Oeiras, 22 January 2024

An international team led by Cláudio Soares, from Instituto de Tecnologia Química e Biológica António Xavier da Universidade NOVA de Lisboa (ITQB NOVA), just received 8M€ in funding from Horizon Europe to discover and produce new antiviral therapeutics. This is the only project with national coordination selected in the 2023 Health Cluster call.

Since the beginning of the COVID-19 pandemic, ITQB NOVA’s Protein Modeling Lab, led by Cláudio Soares, has focused on developing and testing innovative molecules against new threats. Although this topic has long been part of the team’s agenda – the researchers have been studying the flu virus for years now -, the need to accelerate the development of new biopharmaceutical products against pathogens in pandemic scenarios became even more real and urgent with COVID-19. “The current antivirals act against a very small number of viruses”, explains Diana Lousa, one of the project leaders. “Since we cannot predict the virus(es) that will cause the next pandemics, we need antivirals that act against a large spectrum of pathogens and which can easily and quickly be adapted in emergencies.”
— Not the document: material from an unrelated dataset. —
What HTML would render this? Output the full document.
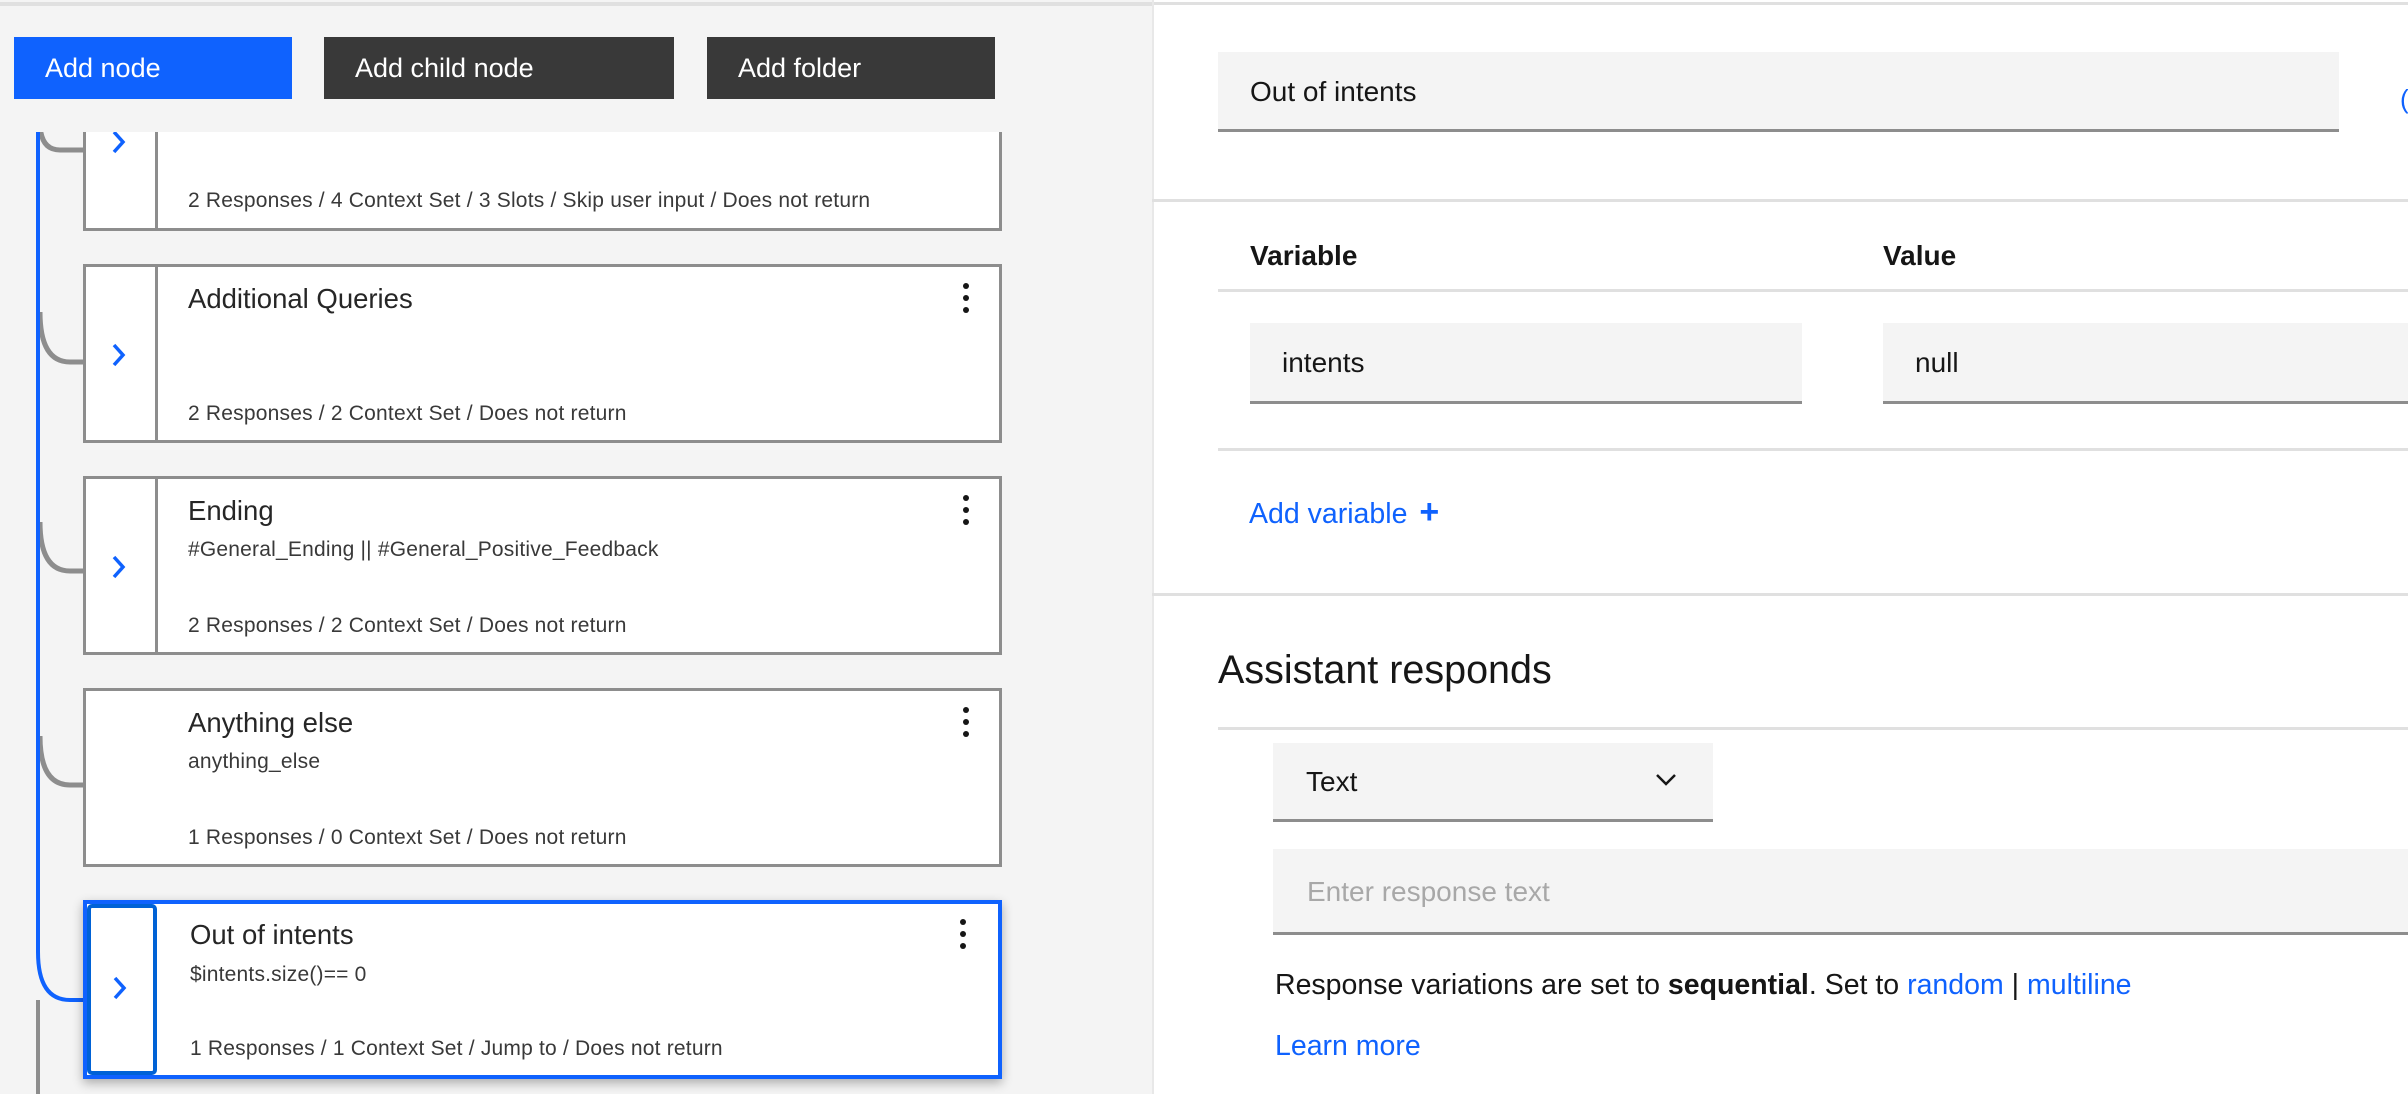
<!DOCTYPE html>
<html><head><meta charset="utf-8"><style>
*{margin:0;padding:0;box-sizing:border-box}
body{width:2408px;height:1094px;overflow:hidden;background:#fff;font-family:"Liberation Sans",sans-serif;color:#161616;position:relative}
.a{position:absolute;white-space:nowrap}
#left{position:absolute;left:0;top:0;width:1152px;height:1094px;background:#f4f4f4}
.btn{position:absolute;top:37px;height:62px;color:#fff;font-size:27px;line-height:62px;padding-left:31px}
.card{position:absolute;left:83px;width:919px;background:#fff;border:3px solid #8d8d8d}
.card .div{position:absolute;left:69px;top:0;bottom:0;width:3px;background:#8d8d8d}
.t{position:absolute;left:102px;font-size:27.5px;color:#262626}
.s{position:absolute;left:102px;font-size:21px;color:#393939;letter-spacing:.2px}
.dots{position:absolute;right:30px;top:16px;width:6px}
.dots i{display:block;width:6px;height:6px;border-radius:50%;background:#161616;margin-bottom:6px}
.line{position:absolute;height:3px;background:#e0e0e0}
.inp{position:absolute;background:#f4f4f4;border-bottom:3px solid #8d8d8d;font-size:28px}
</style></head><body>
<div id="left">
<svg class="a" style="left:0;top:132px" width="100" height="962">
<path d="M40 -30 V-10 Q40 18 60 18 H83" stroke="#8d8d8d" stroke-width="5" fill="none"/>
<path d="M40 180 Q40 230 70 230 H83" stroke="#8d8d8d" stroke-width="5" fill="none"/>
<path d="M40 390 Q40 439 70 439 H83" stroke="#8d8d8d" stroke-width="5" fill="none"/>
<path d="M40 604 Q40 653 70 653 H83" stroke="#8d8d8d" stroke-width="5" fill="none"/>
<path d="M38 0 V820 Q38 868 70 868 H86" stroke="#0f62fe" stroke-width="4" fill="none"/>
<path d="M38 868 V962" stroke="#8d8d8d" stroke-width="4" fill="none"/>
</svg>
<div class="card" style="top:120px;height:111px;border-top:none;clip-path:inset(12px -5px -5px -5px)">
<div class="div"></div>
<svg class="a" style="left:23px;top:8px" width="20" height="28"><path d="M5 4 L14 14 L5 24" stroke="#0f62fe" stroke-width="3.5" fill="none"/></svg>
<div class="s" style="top:69px">2 Responses / 4 Context Set / 3 Slots / Skip user input / Does not return</div>
</div>
<div class="card" style="top:264px;height:179px">
<div class="div"></div>
<svg class="a" style="left:23px;top:74px" width="20" height="28"><path d="M5 4 L14 14 L5 24" stroke="#0f62fe" stroke-width="3.5" fill="none"/></svg>
<div class="t" style="top:16px">Additional Queries</div>
<div class="dots"><i></i><i></i><i></i></div>
<div class="s" style="top:135px">2 Responses / 2 Context Set / Does not return</div>
</div>
<div class="card" style="top:476px;height:179px">
<div class="div"></div>
<svg class="a" style="left:23px;top:74px" width="20" height="28"><path d="M5 4 L14 14 L5 24" stroke="#0f62fe" stroke-width="3.5" fill="none"/></svg>
<div class="t" style="top:16px">Ending</div>
<div class="s" style="top:59px">#General_Ending || #General_Positive_Feedback</div>
<div class="dots"><i></i><i></i><i></i></div>
<div class="s" style="top:135px">2 Responses / 2 Context Set / Does not return</div>
</div>
<div class="card" style="top:688px;height:179px">
<div class="t" style="top:16px">Anything else</div>
<div class="s" style="top:59px">anything_else</div>
<div class="dots"><i></i><i></i><i></i></div>
<div class="s" style="top:135px">1 Responses / 0 Context Set / Does not return</div>
</div>
<div class="card" style="top:900px;height:179px;border:4px solid #0f62fe;box-shadow:0 4px 10px rgba(0,0,0,.3)">
<div class="a" style="left:0;top:0;width:70px;height:171px;border:4px solid #0062d6;border-radius:5px"></div>
<svg class="a" style="left:23px;top:70px" width="20" height="28"><path d="M5 4 L14 14 L5 24" stroke="#0f62fe" stroke-width="3.5" fill="none"/></svg>
<div class="t" style="top:15px;left:103px">Out of intents</div>
<div class="s" style="top:59px;left:103px">$intents.size()== 0</div>
<div class="dots" style="top:15px;right:32px"><i></i><i></i><i></i></div>
<div class="s" style="top:133px;left:103px">1 Responses / 1 Context Set / Jump to / Does not return</div>
</div>
<div class="a" style="left:0;top:0;width:1152px;height:132px;background:#f4f4f4"></div>
<div class="line" style="left:0;top:2px;width:1152px;height:4px"></div>
<div class="btn" style="left:14px;width:278px;background:#0f62fe">Add node</div>
<div class="btn" style="left:324px;width:350px;background:#393939">Add child node</div>
<div class="btn" style="left:707px;width:288px;background:#393939">Add folder</div>
</div>
<div class="line" style="left:1152px;top:2px;width:1256px"></div>
<div class="a" style="left:1152px;top:0;width:2px;height:1094px;background:#e8e8e8"></div>
<div class="inp" style="left:1218px;top:52px;width:1121px;height:80px;line-height:80px;padding-left:32px">Out of intents</div>
<div class="a" style="left:2400px;top:84px;color:#0f62fe;font-size:26px">(</div>
<div class="line" style="left:1152px;top:199px;width:1256px"></div>
<div class="a" style="left:1250px;top:240px;font-size:28px;font-weight:bold">Variable</div>
<div class="a" style="left:1883px;top:240px;font-size:28px;font-weight:bold">Value</div>
<div class="line" style="left:1218px;top:289px;width:1190px"></div>
<div class="inp" style="left:1250px;top:323px;width:552px;height:81px;line-height:80px;padding-left:32px">intents</div>
<div class="inp" style="left:1883px;top:323px;width:540px;height:81px;line-height:80px;padding-left:32px">null</div>
<div class="line" style="left:1218px;top:448px;width:1190px"></div>
<div class="a" style="left:1249px;top:498px;font-size:28.5px;color:#0f62fe">Add variable <b style="font-size:34px;line-height:20px;margin-left:4px">+</b></div>
<div class="line" style="left:1152px;top:593px;width:1256px"></div>
<div class="a" style="left:1218px;top:648px;font-size:39.5px">Assistant responds</div>
<div class="line" style="left:1218px;top:727px;width:1190px"></div>
<div class="inp" style="left:1273px;top:743px;width:440px;height:79px;line-height:78px;padding-left:33px">Text
<svg class="a" style="left:382px;top:30px" width="22" height="14"><path d="M2 2 L11 11 L20 2" stroke="#161616" stroke-width="2.5" fill="none"/></svg></div>
<div class="inp" style="left:1273px;top:849px;width:1140px;height:86px;line-height:86px;padding-left:34px;color:#a8a8a8">Enter response text</div>
<div class="a" style="left:1275px;top:969px;font-size:28.5px">Response variations are set to <b>sequential</b>. Set to <span style="color:#0f62fe">random</span> | <span style="color:#0f62fe">multiline</span></div>
<div class="a" style="left:1275px;top:1030px;font-size:28.5px;color:#0f62fe">Learn more</div>
</body></html>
This was the idea behind EvaMobs, the project selected in Horizon Europe’s highly competitive Health Cluster call. “In 2022 we won the BioPlaTTar project, from la Fundación La Caixa, a funding of 1M€ to create a platform to fight COVID-19 and the flu”, Diana Lousa recalls. “This new funding will allow us to work on other viruses and pharmaceuticals and take our research to clinical trials”, she explains.

Using artificial intelligence and physics-based models, the team proposes to design new proteins that bind to viral targets. “It is as if the viruses’ components were the locks and we are looking for the keys that fit best”, explains Cláudio Soares. Starting with millions of computer designed molecules, in collaboration with ITQB NOVA’s lab led by Manuel Melo, the researchers will select a few hundred, which will then be produced by Isabel Abreu’s and João Vicente’s teams, at the institute, and tested in viral infection assays at Instituto de Medicina Molecular (iMM), in Miguel Castanho’s lab, and Centro de Investigação Biomédica da Universidade Católica Portuguesa (CBR-UCP), in Maria João Amorim’s lab.
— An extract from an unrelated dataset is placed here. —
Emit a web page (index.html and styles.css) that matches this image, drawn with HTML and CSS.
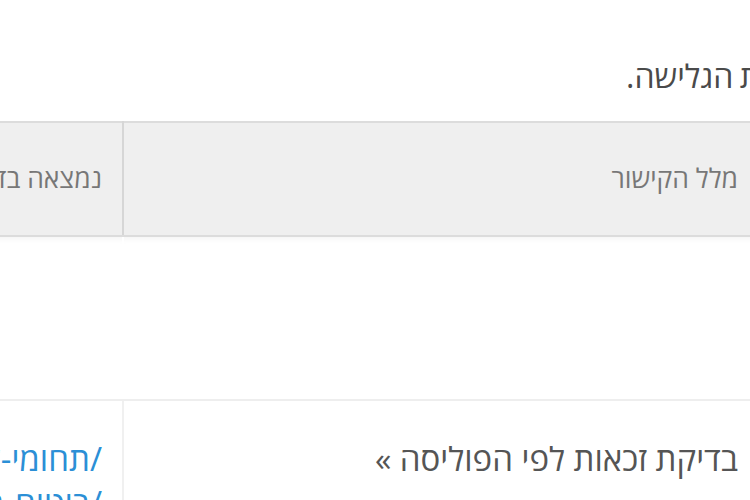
FILE: index.html
```html
<!DOCTYPE html>
<html lang="he" dir="rtl">
<head>
<meta charset="utf-8">
<link rel="stylesheet" href="styles.css">
</head>
<body>
<div class="page">
  <div class="intro-row">
    <p class="intro">בסריקה נמצאו קישורים שבורים שפוגעים בחוויית הגלישה.</p>
  </div>
  <table class="links">
    <colgroup>
      <col class="c-text">
      <col class="c-page">
    </colgroup>
    <thead>
      <tr>
        <th class="col-text">מלל הקישור</th>
        <th class="col-page">נמצאה בדף</th>
      </tr>
    </thead>
    <tbody>
      <tr class="empty-row">
        <td class="col-text"></td>
        <td class="col-page"></td>
      </tr>
      <tr>
        <td class="col-text">בדיקת זכאות לפי הפוליסה »</td>
        <td class="col-page"><a href="#">/תחומי-שירות/<br>/ביטוח-בריאות/</a></td>
      </tr>
    </tbody>
  </table>
</div>
</body>
</html>
```
FILE: styles.css
```css
html, body {
  margin: 0;
  padding: 0;
  background: #fff;
  overflow: hidden;
}
.page {
  direction: rtl;
  width: 1000px;
  margin-right: -8px;
  font-family: "Open Sans", "DejaVu Sans", sans-serif;
  font-size: 33px;
  color: #555;
}
.intro-row {
  display: flex;
  justify-content: flex-end;
  padding-left: 868px;
  padding-top: 54px;
  height: 67px;
}
.intro {
  margin: 0;
  flex: none;
  font-size: 32px;
  word-spacing: -2px;
  line-height: 44px;
  white-space: nowrap;
  color: #4a4a4a;
}
.links {
  width: 1000px;
  border-collapse: collapse;
  table-layout: fixed;
}
.c-text { width: 635px; }
.c-page { width: 365px; }
.links th,
.links td {
  text-align: right;
  vertical-align: top;
  line-height: 44px;
  font-weight: normal;
}
.links th {
  background: #efefef;
  color: #777;
  font-size: 26.5px;
  height: 114px;
  padding: 33px 20px 0 17px;
  box-sizing: border-box;
  border-top: 2px solid #dcdcdc;
  border-bottom: 2px solid #dcdcdc;
}
.links th.col-text {
  border-left: 2px solid #d6d6d6;
}
.links td {
  padding: 36px 20px 0 17px;
  border-bottom: 2px solid #eeeeee;
}
.links td.col-text {
  border-left: 2px solid #f0f0f0;
  color: #555;
}
.empty-row td {
  height: 164px;
  box-sizing: border-box;
  border-left-color: transparent !important;
  box-shadow: inset 0 8px 6px -6px #f4f4f4;
}
.links a {
  color: #2b8fd6;
  text-decoration: none;
}
```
“In pandemic scenarios, this platform will allow us to be quicker in finding the keys that best fit the locks, contrasting with current methods, which are expensive, complex, and take longer”, explains Cláudio Soares. “These small proteins have a fixed core and tailor-made edges which can quickly and easily be adapted to any virus. When we find this key, we can shut the door to infection”, he adds.
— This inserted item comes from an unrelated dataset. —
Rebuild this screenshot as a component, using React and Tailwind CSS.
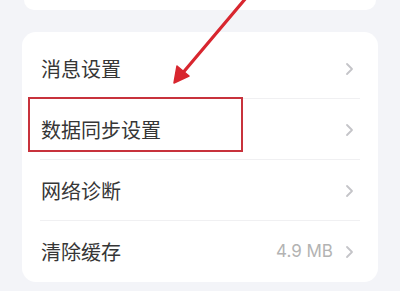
import React from "react";

const Chevron = () => (
  <svg width="9" height="14" viewBox="0 0 9 14" className="shrink-0">
    <polyline points="2,2 7,7 2,12" fill="none" stroke="#c4c4c8" strokeWidth="1.8" strokeLinecap="round" strokeLinejoin="round" />
  </svg>
);

const Row = ({ label, value, last }) => (
  <div className="relative h-[61px] flex items-center pl-[19px] pr-[24px]">
    <span className="text-[20px] text-[#363636] leading-none flex-1">{label}</span>
    {value && (
      <span className="text-[17px] text-[#b3b3b3] mr-[12px] leading-none" style={{ fontFamily: "Inter, 'Noto Sans', sans-serif" }}>{value}</span>
    )}
    <Chevron />
    {!last && <div className="absolute bottom-0 left-[18px] right-[18px] h-px bg-[#f0f0f2]" />}
  </div>
);

export default function App() {
  return (
    <div
      className="relative w-[400px] h-[291px] overflow-hidden bg-[#f3f4f8]"
      style={{ fontFamily: "'Noto Sans CJK SC', 'Noto Sans', sans-serif" }}
    >
      <div className="mx-[24px] h-[10px] rounded-b-[12px] bg-white" />
      <div className="mt-[22px] mx-[22px] rounded-[14px] bg-white pt-[6px]">
        <Row label="消息设置" />
        <Row label="数据同步设置" />
        <Row label="网络诊断" />
        <Row label="清除缓存" value="4.9 MB" last />
      </div>
      <div className="absolute left-[28px] top-[97px] w-[215px] h-[55px] border-2 border-[#c8323c]" />
      <svg className="absolute left-0 top-0" width="400" height="100" viewBox="0 0 400 100">
        <line x1="246" y1="-2" x2="181" y2="75" stroke="#d8262f" strokeWidth="3.2" strokeLinecap="round" />
        <polygon points="174,83 177,66 189,76" fill="#d8262f" stroke="#d8262f" strokeWidth="1.5" strokeLinejoin="round" />
      </svg>
    </div>
  );
}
Comprised by 11 partners from Portugal, Switzerland, Spain, Ireland, Belgium, Croatia, Germany and The Netherlands, the consortium brings together experts from different areas to strengthen our preparedness to tackle future pandemics, avoiding outbreaks, deaths, disruptions in healthcare and the economic impact. “The project, an example of interdisciplinary collaboration, will put the country at the forefront of one of the pillars of European Union’s Research & Innovation framework programme”, says João Crespo, ITQB NOVA Dean.